Challenge: Can you find the lines of the listing that include "TypeScript" and copy every one?

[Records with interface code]
_____
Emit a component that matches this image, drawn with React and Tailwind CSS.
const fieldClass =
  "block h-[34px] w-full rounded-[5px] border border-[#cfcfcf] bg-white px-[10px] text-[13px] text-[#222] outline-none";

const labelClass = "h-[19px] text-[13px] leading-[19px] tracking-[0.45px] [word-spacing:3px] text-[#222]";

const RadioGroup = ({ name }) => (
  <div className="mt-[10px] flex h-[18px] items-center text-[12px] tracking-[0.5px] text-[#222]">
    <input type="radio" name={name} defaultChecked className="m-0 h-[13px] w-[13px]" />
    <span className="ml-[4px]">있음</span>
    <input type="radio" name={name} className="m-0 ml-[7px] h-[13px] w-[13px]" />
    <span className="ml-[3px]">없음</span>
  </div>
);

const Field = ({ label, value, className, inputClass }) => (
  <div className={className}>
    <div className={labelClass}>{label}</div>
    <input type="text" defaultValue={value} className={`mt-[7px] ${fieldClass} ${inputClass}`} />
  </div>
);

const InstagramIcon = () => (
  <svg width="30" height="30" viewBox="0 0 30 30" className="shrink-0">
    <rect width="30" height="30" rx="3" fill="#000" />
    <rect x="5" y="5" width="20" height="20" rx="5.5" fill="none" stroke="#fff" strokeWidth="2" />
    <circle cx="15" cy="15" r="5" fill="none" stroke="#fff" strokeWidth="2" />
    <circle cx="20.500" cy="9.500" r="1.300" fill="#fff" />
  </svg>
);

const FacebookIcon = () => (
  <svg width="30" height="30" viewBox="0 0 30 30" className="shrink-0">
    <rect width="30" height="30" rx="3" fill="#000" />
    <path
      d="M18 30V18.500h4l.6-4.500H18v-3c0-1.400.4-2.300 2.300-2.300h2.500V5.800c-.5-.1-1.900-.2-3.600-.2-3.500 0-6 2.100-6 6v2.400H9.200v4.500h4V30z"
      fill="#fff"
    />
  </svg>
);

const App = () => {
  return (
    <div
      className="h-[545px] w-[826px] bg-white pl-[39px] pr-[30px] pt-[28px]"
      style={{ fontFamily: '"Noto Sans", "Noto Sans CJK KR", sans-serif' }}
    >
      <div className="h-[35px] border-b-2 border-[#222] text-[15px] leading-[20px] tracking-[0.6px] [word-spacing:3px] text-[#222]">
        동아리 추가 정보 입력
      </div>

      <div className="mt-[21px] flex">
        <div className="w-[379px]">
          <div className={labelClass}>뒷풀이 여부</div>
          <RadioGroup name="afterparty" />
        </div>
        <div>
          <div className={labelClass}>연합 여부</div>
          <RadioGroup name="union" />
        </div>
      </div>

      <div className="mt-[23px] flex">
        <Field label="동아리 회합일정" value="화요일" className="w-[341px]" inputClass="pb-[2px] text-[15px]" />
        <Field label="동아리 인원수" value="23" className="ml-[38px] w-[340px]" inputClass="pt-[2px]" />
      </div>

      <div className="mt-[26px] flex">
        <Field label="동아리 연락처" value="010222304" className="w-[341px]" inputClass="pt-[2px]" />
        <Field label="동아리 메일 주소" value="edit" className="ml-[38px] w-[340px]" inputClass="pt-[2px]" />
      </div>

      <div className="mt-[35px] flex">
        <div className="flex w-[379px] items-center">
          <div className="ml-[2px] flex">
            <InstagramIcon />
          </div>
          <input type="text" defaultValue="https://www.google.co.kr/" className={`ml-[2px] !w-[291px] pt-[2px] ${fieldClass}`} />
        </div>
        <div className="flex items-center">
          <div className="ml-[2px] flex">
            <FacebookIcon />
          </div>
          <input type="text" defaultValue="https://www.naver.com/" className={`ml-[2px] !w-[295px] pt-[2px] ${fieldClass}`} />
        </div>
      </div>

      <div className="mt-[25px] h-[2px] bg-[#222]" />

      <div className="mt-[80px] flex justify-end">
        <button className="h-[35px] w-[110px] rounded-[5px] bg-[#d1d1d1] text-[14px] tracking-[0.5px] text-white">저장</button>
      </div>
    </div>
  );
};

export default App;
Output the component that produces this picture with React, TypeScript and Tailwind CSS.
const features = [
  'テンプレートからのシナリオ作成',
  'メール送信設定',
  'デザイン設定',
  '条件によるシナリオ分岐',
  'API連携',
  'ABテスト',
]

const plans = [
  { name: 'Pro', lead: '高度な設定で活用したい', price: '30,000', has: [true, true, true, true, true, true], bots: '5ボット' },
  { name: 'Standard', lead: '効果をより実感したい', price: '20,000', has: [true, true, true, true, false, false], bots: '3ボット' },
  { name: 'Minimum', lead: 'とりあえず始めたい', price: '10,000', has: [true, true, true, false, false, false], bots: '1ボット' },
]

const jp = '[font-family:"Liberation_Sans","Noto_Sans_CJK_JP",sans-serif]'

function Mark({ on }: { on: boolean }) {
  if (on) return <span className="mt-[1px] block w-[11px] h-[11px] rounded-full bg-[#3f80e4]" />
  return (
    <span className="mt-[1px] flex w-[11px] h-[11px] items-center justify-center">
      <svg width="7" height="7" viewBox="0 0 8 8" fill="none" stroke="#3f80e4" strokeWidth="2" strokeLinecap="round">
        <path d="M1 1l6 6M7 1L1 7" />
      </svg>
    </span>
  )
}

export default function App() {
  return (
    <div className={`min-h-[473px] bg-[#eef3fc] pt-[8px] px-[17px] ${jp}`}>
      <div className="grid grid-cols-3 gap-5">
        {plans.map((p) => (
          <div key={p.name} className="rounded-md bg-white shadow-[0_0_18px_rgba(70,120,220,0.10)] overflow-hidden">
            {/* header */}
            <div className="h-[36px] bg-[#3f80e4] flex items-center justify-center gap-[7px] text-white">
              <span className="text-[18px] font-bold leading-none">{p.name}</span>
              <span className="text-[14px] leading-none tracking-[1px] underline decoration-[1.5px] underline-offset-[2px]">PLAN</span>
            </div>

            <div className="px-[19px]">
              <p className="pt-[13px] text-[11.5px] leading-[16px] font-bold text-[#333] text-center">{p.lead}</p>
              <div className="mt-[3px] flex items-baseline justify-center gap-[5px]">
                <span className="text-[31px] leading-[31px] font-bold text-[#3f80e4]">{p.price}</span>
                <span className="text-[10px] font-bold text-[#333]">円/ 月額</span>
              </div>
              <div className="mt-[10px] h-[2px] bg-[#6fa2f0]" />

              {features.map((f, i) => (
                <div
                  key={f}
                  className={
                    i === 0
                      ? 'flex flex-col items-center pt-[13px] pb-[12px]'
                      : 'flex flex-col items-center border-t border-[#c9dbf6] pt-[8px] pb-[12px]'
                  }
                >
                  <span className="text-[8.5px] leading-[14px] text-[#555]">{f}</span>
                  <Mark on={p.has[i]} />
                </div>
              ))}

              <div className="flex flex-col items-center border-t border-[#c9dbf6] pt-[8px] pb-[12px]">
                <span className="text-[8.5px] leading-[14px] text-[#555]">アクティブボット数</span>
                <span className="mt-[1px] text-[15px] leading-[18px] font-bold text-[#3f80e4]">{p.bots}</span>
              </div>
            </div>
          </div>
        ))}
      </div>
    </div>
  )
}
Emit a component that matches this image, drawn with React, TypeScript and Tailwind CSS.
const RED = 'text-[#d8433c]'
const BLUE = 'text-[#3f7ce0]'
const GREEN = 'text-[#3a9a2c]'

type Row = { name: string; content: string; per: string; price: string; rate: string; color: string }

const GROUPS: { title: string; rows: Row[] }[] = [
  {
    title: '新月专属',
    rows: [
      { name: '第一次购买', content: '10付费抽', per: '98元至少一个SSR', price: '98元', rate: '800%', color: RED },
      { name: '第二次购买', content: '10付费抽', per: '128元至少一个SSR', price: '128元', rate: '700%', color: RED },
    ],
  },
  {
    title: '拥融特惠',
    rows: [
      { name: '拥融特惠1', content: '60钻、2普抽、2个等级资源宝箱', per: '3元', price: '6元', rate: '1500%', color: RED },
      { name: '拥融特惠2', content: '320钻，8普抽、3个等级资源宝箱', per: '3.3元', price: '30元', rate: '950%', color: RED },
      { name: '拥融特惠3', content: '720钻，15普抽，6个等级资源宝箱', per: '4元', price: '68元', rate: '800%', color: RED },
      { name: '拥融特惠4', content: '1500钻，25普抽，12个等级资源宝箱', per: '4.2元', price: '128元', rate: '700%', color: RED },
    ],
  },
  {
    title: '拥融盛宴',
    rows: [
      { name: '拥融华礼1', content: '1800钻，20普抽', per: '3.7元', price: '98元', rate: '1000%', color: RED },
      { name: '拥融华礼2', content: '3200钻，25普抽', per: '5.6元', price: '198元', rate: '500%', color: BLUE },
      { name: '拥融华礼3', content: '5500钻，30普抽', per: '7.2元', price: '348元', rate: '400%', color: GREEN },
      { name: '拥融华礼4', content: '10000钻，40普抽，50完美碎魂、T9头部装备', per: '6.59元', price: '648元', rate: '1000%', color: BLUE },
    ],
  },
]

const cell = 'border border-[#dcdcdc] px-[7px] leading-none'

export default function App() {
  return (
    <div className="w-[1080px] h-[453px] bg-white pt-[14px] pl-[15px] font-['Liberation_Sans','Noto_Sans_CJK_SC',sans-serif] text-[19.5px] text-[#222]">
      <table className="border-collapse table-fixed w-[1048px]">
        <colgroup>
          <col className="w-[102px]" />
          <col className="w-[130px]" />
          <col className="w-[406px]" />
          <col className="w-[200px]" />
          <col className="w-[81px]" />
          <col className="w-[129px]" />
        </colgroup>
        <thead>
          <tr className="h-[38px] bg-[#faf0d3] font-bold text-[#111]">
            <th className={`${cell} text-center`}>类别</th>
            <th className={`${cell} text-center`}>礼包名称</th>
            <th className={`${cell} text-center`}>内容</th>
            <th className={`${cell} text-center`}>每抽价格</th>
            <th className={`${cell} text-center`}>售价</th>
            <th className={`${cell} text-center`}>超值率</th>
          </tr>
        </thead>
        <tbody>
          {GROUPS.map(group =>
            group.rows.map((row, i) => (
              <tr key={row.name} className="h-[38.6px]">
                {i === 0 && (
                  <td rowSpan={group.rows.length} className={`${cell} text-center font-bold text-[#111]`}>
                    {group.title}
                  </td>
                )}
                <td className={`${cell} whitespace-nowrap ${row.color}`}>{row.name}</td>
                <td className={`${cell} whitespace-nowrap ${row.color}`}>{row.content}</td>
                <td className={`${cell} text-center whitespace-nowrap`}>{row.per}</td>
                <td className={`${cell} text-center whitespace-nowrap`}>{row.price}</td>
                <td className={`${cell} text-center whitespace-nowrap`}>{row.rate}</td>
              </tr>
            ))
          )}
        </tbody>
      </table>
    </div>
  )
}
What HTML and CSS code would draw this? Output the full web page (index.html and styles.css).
_____
Solution for this exercise:
Output the component that produces this picture with React, TypeScript and Tailwind CSS.
Emit a component that matches this image, drawn with React, TypeScript and Tailwind CSS.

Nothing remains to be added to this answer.